**Set problem:** Give back the full listing, character for character, with no pictures.

Start of Stored data

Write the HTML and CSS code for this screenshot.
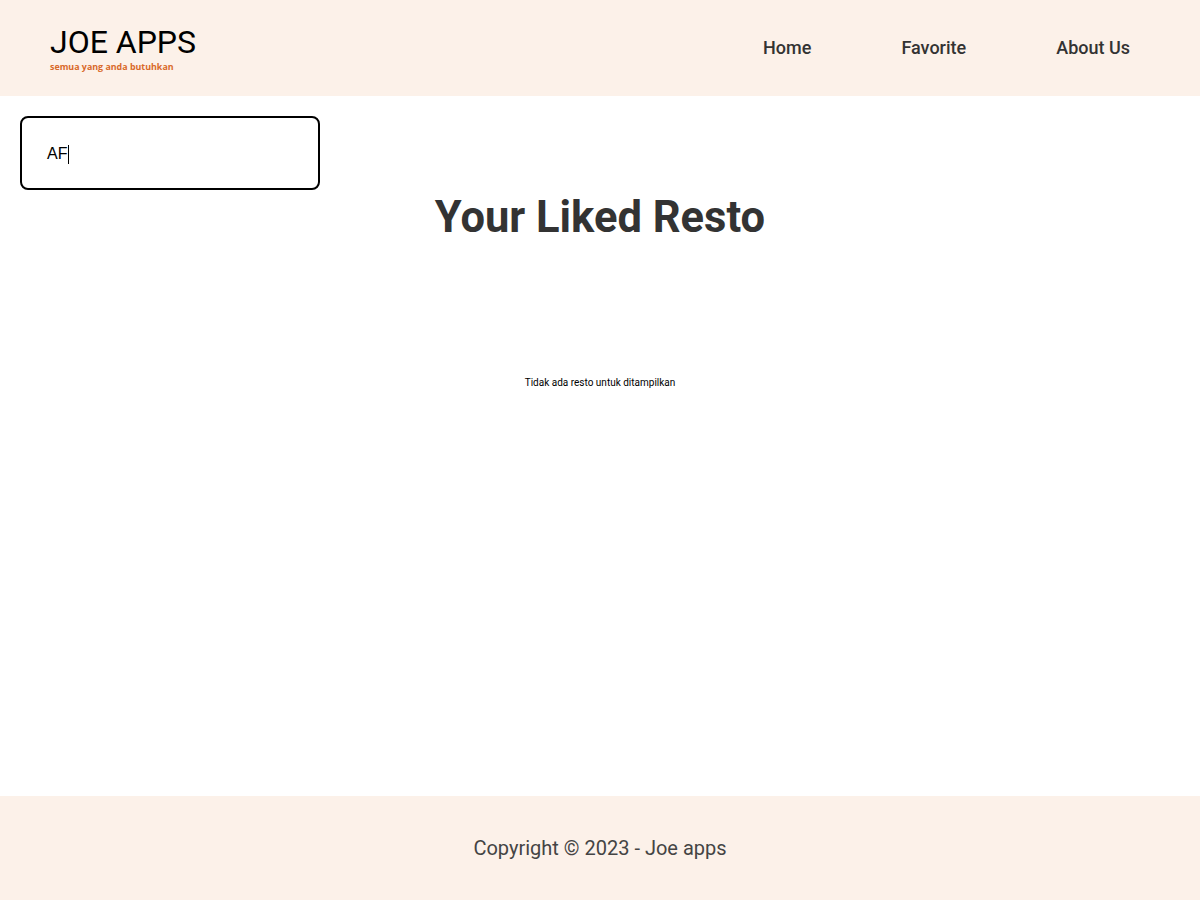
FILE: index.html
```html
<!DOCTYPE html>
<html lang="id">
<head>
<meta charset="utf-8">
<title>Joe Apps</title>
<link rel="stylesheet" href="styles.css">
</head>
<body>
<header class="app-bar">
  <div class="brand">
    <h1 class="brand-title">JOE APPS</h1>
    <p class="brand-tagline">semua yang anda butuhkan</p>
  </div>
  <nav class="nav">
    <a class="nav-link" href="#">Home</a>
    <a class="nav-link" href="#">Favorite</a>
    <a class="nav-link" href="#">About Us</a>
  </nav>
</header>
<main class="main">
  <div class="search">
    <div class="search-box"><span class="search-text">AF</span><span class="caret"></span></div>
  </div>
  <h2 class="page-title">Your Liked Resto</h2>
  <p class="empty">Tidak ada resto untuk ditampilkan</p>
</main>
<footer class="footer">
  <p class="footer-text">Copyright © 2023 - Joe apps</p>
</footer>
</body>
</html>
```

FILE: styles.css
```css
* { box-sizing: border-box; }
html, body { margin: 0; padding: 0; }
body {
  font-family: Roboto, "Liberation Sans", sans-serif;
  background: #ffffff;
  color: #333333;
}
.app-bar {
  height: 96px;
  background: #fcf1e9;
  display: flex;
  align-items: center;
  justify-content: space-between;
  padding: 0 70px 0 50px;
}
.brand { display: flex; flex-direction: column; padding-top: 1px; }
.brand-title {
  margin: 0;
  font-family: Roboto, sans-serif;
  font-weight: 400;
  font-size: 32px;
  line-height: 34px;
  color: #000000;
}
.brand-tagline {
  margin: 2px 0 0 0;
  font-family: "Open Sans", sans-serif;
  font-weight: 700;
  font-size: 8.9px;
  line-height: 12px;
  color: #d9692a;
}
.nav { display: flex; gap: 90px; padding-bottom: 1px; }
.nav-link {
  font-family: Roboto, sans-serif;
  font-size: 18px;
  font-weight: 500;
  color: #333333;
  text-decoration: none;
}
.main {
  min-height: 700px;
  padding: 20px 20px 0 20px;
}
.search { display: flex; }
.search-box {
  width: 300px;
  height: 74px;
  border: 2px solid #000000;
  border-radius: 8px;
  display: flex;
  align-items: center;
  padding-left: 25px;
  font-family: "Liberation Sans", Arial, sans-serif;
  font-size: 16px;
  color: #000000;
}
.search-text { padding-top: 2px; }
.caret {
  display: inline-block;
  width: 1px;
  height: 19px;
  background: #000000;
  margin-left: 1px;
  margin-top: 2px;
}
.page-title {
  margin: 2px 0 0 0;
  text-align: center;
  font-family: Roboto, sans-serif;
  font-weight: 700;
  font-size: 43.5px;
  line-height: 52px;
  color: #333333;
}
.empty {
  margin: 133px 0 0 0;
  text-align: center;
  font-family: Roboto, sans-serif;
  font-size: 10px;
  line-height: 12px;
  color: #000000;
}
.footer {
  height: 104px;
  background: #fcf1e9;
  display: flex;
  align-items: center;
  justify-content: center;
}
.footer-text {
  margin: 0;
  font-family: Roboto, sans-serif;
  font-size: 20px;
  color: #444444;
}
```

End of Stored data

**Answer to this problem:**
Write the HTML and CSS code for this screenshot.
FILE: index.html
```html
<!DOCTYPE html>
<html lang="id">
<head>
<meta charset="utf-8">
<title>Joe Apps</title>
<link rel="stylesheet" href="styles.css">
</head>
<body>
<header class="app-bar">
  <div class="brand">
    <h1 class="brand-title">JOE APPS</h1>
    <p class="brand-tagline">semua yang anda butuhkan</p>
  </div>
  <nav class="nav">
    <a class="nav-link" href="#">Home</a>
    <a class="nav-link" href="#">Favorite</a>
    <a class="nav-link" href="#">About Us</a>
  </nav>
</header>
<main class="main">
  <div class="search">
    <div class="search-box"><span class="search-text">AF</span><span class="caret"></span></div>
  </div>
  <h2 class="page-title">Your Liked Resto</h2>
  <p class="empty">Tidak ada resto untuk ditampilkan</p>
</main>
<footer class="footer">
  <p class="footer-text">Copyright © 2023 - Joe apps</p>
</footer>
</body>
</html>
```

FILE: styles.css
```css
* { box-sizing: border-box; }
html, body { margin: 0; padding: 0; }
body {
  font-family: Roboto, "Liberation Sans", sans-serif;
  background: #ffffff;
  color: #333333;
}
.app-bar {
  height: 96px;
  background: #fcf1e9;
  display: flex;
  align-items: center;
  justify-content: space-between;
  padding: 0 70px 0 50px;
}
.brand { display: flex; flex-direction: column; padding-top: 1px; }
.brand-title {
  margin: 0;
  font-family: Roboto, sans-serif;
  font-weight: 400;
  font-size: 32px;
  line-height: 34px;
  color: #000000;
}
.brand-tagline {
  margin: 2px 0 0 0;
  font-family: "Open Sans", sans-serif;
  font-weight: 700;
  font-size: 8.9px;
  line-height: 12px;
  color: #d9692a;
}
.nav { display: flex; gap: 90px; padding-bottom: 1px; }
.nav-link {
  font-family: Roboto, sans-serif;
  font-size: 18px;
  font-weight: 500;
  color: #333333;
  text-decoration: none;
}
.main {
  min-height: 700px;
  padding: 20px 20px 0 20px;
}
.search { display: flex; }
.search-box {
  width: 300px;
  height: 74px;
  border: 2px solid #000000;
  border-radius: 8px;
  display: flex;
  align-items: center;
  padding-left: 25px;
  font-family: "Liberation Sans", Arial, sans-serif;
  font-size: 16px;
  color: #000000;
}
.search-text { padding-top: 2px; }
.caret {
  display: inline-block;
  width: 1px;
  height: 19px;
  background: #000000;
  margin-left: 1px;
  margin-top: 2px;
}
.page-title {
  margin: 2px 0 0 0;
  text-align: center;
  font-family: Roboto, sans-serif;
  font-weight: 700;
  font-size: 43.5px;
  line-height: 52px;
  color: #333333;
}
.empty {
  margin: 133px 0 0 0;
  text-align: center;
  font-family: Roboto, sans-serif;
  font-size: 10px;
  line-height: 12px;
  color: #000000;
}
.footer {
  height: 104px;
  background: #fcf1e9;
  display: flex;
  align-items: center;
  justify-content: center;
}
.footer-text {
  margin: 0;
  font-family: Roboto, sans-serif;
  font-size: 20px;
  color: #444444;
}
```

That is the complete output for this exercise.